Lucas also made an influential critique of Keynesian empirical models. He argued that forecasting models based on empirical relationships would keep producing the same predictions even as the underlying model generating the data changed. He advocated models based on fundamental economic theory that would, in principle, be structurally accurate as economies changed. Following Lucas's critique, new classical economists, led by Edward C. Prescott and Finn E. Kydland, created real business cycle (RB C) models of the macro economy.

RB C models were created by combining fundamental equations from neo-classical microeconomics. In order to generate macroeconomic fluctuations, RB C models explained recessions and unemployment with changes in technology instead of changes in the markets for goods or money. Critics of RB C models argue that money clearly plays an important role in the economy, and the idea that technological regress can explain recent recessions is implausible. However, technological shocks are only the more prominent of a myriad of possible shocks to the system that can be modeled. Despite questions about the theory behind RB C models, they have clearly been influential in economic methodology.

New Keynesian response

New Keynesian economists responded to the new classical school by adopting rational expectations and focusing on developing micro-founded models that are immune to the Lucas critique. Stanley Fischer and John B. Taylor produced early work in this area by showing that monetary policy could be effective even in models with rational expectations when contracts locked in wages for workers. Other new Keynesian economists, including Olivier Blanchard, Julio Rotemberg, Greg Mankiw, David Romer, and Michael Woodford, expanded on this work and demonstrated other cases where inflexible prices and wages led to monetary and fiscal policy having real effects.

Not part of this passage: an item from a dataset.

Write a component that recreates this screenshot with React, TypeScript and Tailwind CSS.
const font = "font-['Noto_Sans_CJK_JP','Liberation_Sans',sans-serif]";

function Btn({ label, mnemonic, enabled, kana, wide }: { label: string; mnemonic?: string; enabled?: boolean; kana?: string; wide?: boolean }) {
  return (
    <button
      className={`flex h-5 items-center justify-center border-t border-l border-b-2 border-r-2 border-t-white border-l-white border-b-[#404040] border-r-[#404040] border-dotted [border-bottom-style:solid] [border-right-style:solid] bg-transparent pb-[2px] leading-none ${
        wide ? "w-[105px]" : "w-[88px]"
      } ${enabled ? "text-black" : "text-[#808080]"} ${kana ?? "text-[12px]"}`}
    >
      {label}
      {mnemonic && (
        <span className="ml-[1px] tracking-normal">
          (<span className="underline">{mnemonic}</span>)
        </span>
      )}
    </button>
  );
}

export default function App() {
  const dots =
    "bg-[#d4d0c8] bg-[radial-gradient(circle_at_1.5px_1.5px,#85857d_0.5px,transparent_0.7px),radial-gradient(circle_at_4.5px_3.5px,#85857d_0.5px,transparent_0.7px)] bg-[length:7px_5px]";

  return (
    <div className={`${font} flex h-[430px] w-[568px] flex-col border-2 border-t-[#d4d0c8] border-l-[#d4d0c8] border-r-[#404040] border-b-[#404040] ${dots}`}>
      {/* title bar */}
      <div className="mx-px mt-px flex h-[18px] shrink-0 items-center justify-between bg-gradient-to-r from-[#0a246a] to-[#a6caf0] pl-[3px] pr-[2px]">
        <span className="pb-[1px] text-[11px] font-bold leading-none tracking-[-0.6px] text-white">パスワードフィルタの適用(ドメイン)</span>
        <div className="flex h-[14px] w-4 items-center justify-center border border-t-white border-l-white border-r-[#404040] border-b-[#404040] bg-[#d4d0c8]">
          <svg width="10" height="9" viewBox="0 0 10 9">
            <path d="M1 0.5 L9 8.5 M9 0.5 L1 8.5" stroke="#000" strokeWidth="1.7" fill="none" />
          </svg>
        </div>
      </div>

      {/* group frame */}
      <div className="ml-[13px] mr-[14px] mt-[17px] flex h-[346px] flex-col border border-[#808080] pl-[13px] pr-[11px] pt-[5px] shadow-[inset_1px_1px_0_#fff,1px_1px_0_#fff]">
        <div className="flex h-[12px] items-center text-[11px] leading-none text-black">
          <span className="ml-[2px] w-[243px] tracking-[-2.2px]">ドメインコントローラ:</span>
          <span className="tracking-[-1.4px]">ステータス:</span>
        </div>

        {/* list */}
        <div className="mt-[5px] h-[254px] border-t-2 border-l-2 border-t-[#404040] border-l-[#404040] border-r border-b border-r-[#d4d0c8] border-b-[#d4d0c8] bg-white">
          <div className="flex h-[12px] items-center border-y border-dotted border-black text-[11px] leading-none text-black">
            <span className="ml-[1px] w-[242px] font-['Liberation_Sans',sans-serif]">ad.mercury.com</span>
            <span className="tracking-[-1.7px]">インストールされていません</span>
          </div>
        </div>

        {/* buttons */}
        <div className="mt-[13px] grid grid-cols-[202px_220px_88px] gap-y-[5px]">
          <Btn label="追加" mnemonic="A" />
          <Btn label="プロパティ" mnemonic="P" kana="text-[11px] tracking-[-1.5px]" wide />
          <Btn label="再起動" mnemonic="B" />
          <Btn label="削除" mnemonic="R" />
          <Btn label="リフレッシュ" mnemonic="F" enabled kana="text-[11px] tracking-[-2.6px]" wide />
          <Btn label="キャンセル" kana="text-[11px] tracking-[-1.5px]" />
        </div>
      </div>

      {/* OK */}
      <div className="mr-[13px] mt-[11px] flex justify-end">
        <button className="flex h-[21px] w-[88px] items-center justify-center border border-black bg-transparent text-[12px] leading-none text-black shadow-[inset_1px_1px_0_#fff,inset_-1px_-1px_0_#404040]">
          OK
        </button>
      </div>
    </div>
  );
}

Like classical models, new classical models had assumed that prices would be able to adjust perfectly and monetary policy would only lead to price changes. New Keynesian models investigated sources of sticky prices and wages due to imperfect competition, which would not adjust, allowing monetary policy to impact quantities instead of prices.

By the late 1990s, economists had reached a rough consensus. The nominal rigidity of new Keynesian theory was combined with rational expectations and the RBC methodology to produce dynamic stochastic general equilibrium (DSGE) models. The fusion of elements from different schools of thought has been dubbed the new neoclassical synthesis. These models are now used by many central banks and are a core part of contemporary macroeconomics.

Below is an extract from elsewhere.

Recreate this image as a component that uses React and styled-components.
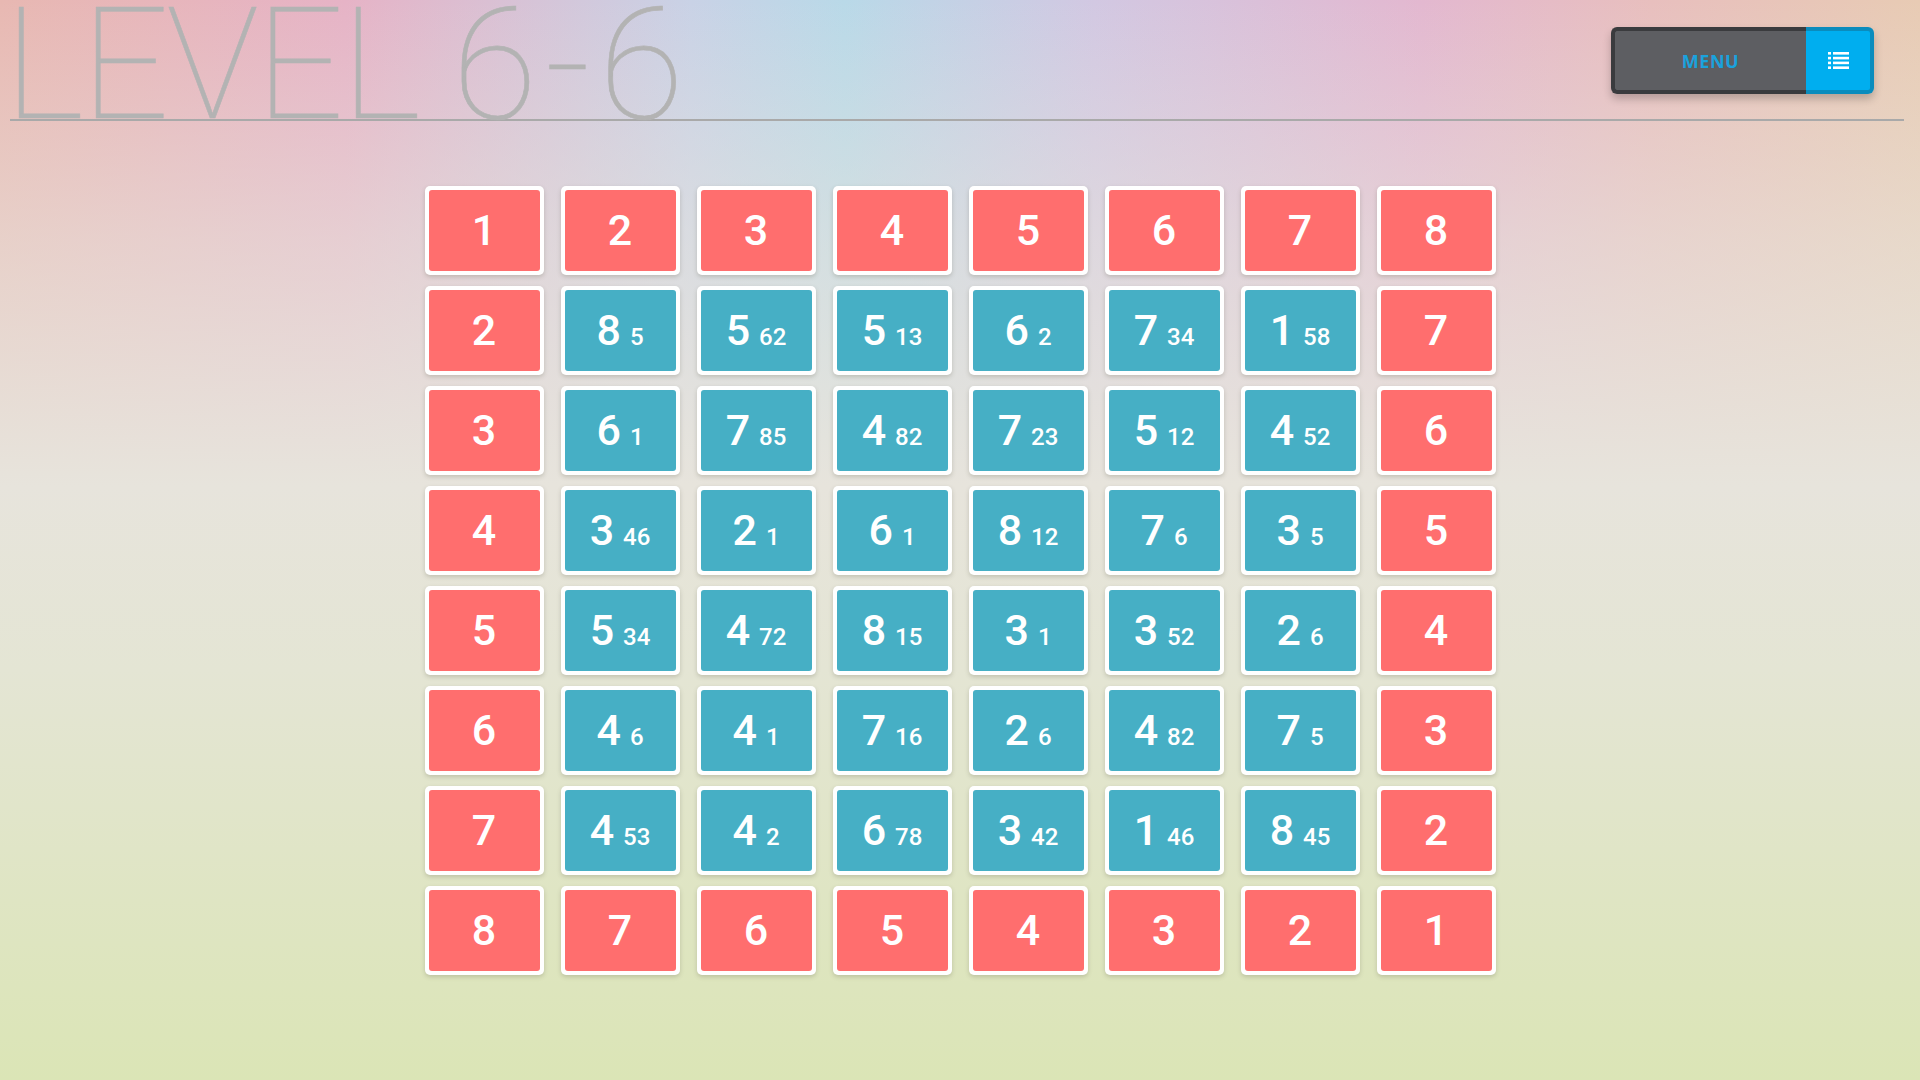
import React from 'react';
import styled, { createGlobalStyle } from 'styled-components';

const GlobalStyle = createGlobalStyle`
  html, body {
    margin: 0;
    padding: 0;
    height: 100%;
  }

  body {
    min-height: 1080px;
    overflow: hidden;
    font-family: 'Roboto', 'Noto Sans', sans-serif;
    background:
      linear-gradient(180deg, rgba(231, 228, 220, 0) 0%, rgba(231, 228, 220, 0.55) 22%, #e7e4dc 45%, #e4e5d4 62%, #dbe5b6 100%),
      linear-gradient(90deg, #e8b8b2 0%, #e6b3c6 18%, #c9d2e6 36%, #b9d9e8 44%, #d2c8e2 57%, #e3b8d0 74%, #e8bfbe 86%, #e8cbb4 100%);
  }
`;

const Page = styled.div`
  width: 1920px;
  height: 1080px;
  display: flex;
  flex-direction: column;
`;

const Header = styled.header`
  height: 119px;
  margin: 0 16px 0 10px;
  display: flex;
  justify-content: space-between;
  align-items: flex-end;
  border-bottom: 2px solid #a9a9a9;
`;

const Title = styled.h1`
  margin: 0 0 -24px -6px;
  font-family: 'Roboto', 'Lato', sans-serif;
  font-weight: 100;
  font-size: 155px;
  line-height: 155px;
  letter-spacing: -3px;
  color: #b3b3b3;
  white-space: nowrap;
  -webkit-text-stroke: 0.6px #b3b3b3;
`;

const Level = styled.span`
  letter-spacing: 8px;
`;

const MenuButton = styled.button`
  align-self: flex-start;
  margin: 27px 30px 0 0;
  padding: 0;
  height: 67px;
  display: flex;
  border: none;
  border-radius: 6px;
  background: transparent;
  box-shadow: 0 5px 9px rgba(0, 0, 0, 0.22);
  cursor: pointer;
`;

const MenuLabel = styled.span`
  width: 191px;
  display: flex;
  align-items: center;
  justify-content: center;
  background: #5d5e62;
  border: 4px solid #3a3b3e;
  border-right: none;
  border-radius: 6px 0 0 6px;
  color: #1aa2dd;
  font-family: 'Noto Sans', 'DejaVu Sans', sans-serif;
  font-weight: 700;
  font-size: 18px;
  letter-spacing: 0.5px;
`;

const MenuIcon = styled.span`
  width: 64px;
  display: flex;
  align-items: center;
  justify-content: center;
  background: #00aeef;
  border: 4px solid #0a8cbd;
  border-left: none;
  border-radius: 0 6px 6px 0;
`;

const Board = styled.main`
  margin: 65px auto 0;
  display: grid;
  grid-template-columns: repeat(8, 119px);
  grid-auto-rows: 89px;
  column-gap: 17px;
  row-gap: 11px;
`;

const Tile = styled.div`
  padding: 4px;
  background: #ffffff;
  border-radius: 5px;
  box-shadow: 0 2px 4px rgba(90, 90, 70, 0.25);
  display: flex;
`;

const Face = styled.div`
  flex: 1;
  border-radius: 3px;
  background: ${({ $kind }) => ($kind === 'edge' ? '#ff6e6e' : '#46afc5')};
  display: flex;
  align-items: baseline;
  justify-content: center;
  padding-top: 18px;
  box-sizing: border-box;
  color: #ffffff;
  font-family: 'Roboto', 'Noto Sans', sans-serif;
  font-weight: 500;
`;

const Value = styled.span`
  font-size: 43px;
  line-height: 44px;
`;

const Hint = styled.span`
  margin-left: 9px;
  font-size: 24px;
  line-height: 24px;
`;

const ListIcon = () => (
  <svg width="21" height="17" viewBox="0 0 21 17" fill="#ffffff">
    {[0, 4.8, 9.6, 14.4].map((y) => (
      <g key={y}>
        <rect x="0" y={y} width="3" height="2.6" />
        <rect x="5" y={y} width="16" height="2.6" />
      </g>
    ))}
  </svg>
);

const inner = [
  [[8, 5], [5, 62], [5, 13], [6, 2], [7, 34], [1, 58]],
  [[6, 1], [7, 85], [4, 82], [7, 23], [5, 12], [4, 52]],
  [[3, 46], [2, 1], [6, 1], [8, 12], [7, 6], [3, 5]],
  [[5, 34], [4, 72], [8, 15], [3, 1], [3, 52], [2, 6]],
  [[4, 6], [4, 1], [7, 16], [2, 6], [4, 82], [7, 5]],
  [[4, 53], [4, 2], [6, 78], [3, 42], [1, 46], [8, 45]],
];

const buildRows = () => {
  const rows = [];
  rows.push([1, 2, 3, 4, 5, 6, 7, 8].map((v) => ({ kind: 'edge', value: v })));
  inner.forEach((cells, i) => {
    rows.push([
      { kind: 'edge', value: i + 2 },
      ...cells.map(([v, h]) => ({ kind: 'cell', value: v, hint: h })),
      { kind: 'edge', value: 7 - i },
    ]);
  });
  rows.push([8, 7, 6, 5, 4, 3, 2, 1].map((v) => ({ kind: 'edge', value: v })));
  return rows;
};

const rows = buildRows();

const App = () => (
  <Page>
    <GlobalStyle />
    <Header>
      <Title>
        LEVEL <Level>6-6</Level>
      </Title>
      <MenuButton>
        <MenuLabel>MENU</MenuLabel>
        <MenuIcon>
          <ListIcon />
        </MenuIcon>
      </MenuButton>
    </Header>
    <Board>
      {rows.flat().map((cell, i) => (
        <Tile key={i}>
          <Face $kind={cell.kind}>
            <Value>{cell.value}</Value>
            {cell.hint !== undefined && <Hint>{cell.hint}</Hint>}
          </Face>
        </Tile>
      ))}
    </Board>
  </Page>
);

export default App;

New Keynesian economics, which developed partly in response to new classical economics, strives to provide microeconomic foundations to Keynesian economics by showing how imperfect markets can justify demand management.

Macroeconomic models

Aggregate demand–aggregate supply

A traditional AS–AD diagram showing shift in AD and the AS curve becoming inelastic beyond potential output

The AD-AS model has become the standard textbook model for explaining the macroeconomy. This model shows the price level and level of real output given the equilibrium in aggregate demand and aggregate supply. The aggregate demand curve's downward slope means that more output is demanded at lower price levels. The downward slope is the result of three effects: the Pigou or real balance effect, which states that as real prices fall, real wealth increases, resulting in higher consumer demand of goods; the Keynes or interest rate effect, which states that as prices fall, the demand for money decreases, causing interest rates to decline and borrowing for investment and consumption to increase; and the net export effect, which states that as prices rise, domestic goods become comparatively more expensive to foreign consumers, leading to a decline in exports.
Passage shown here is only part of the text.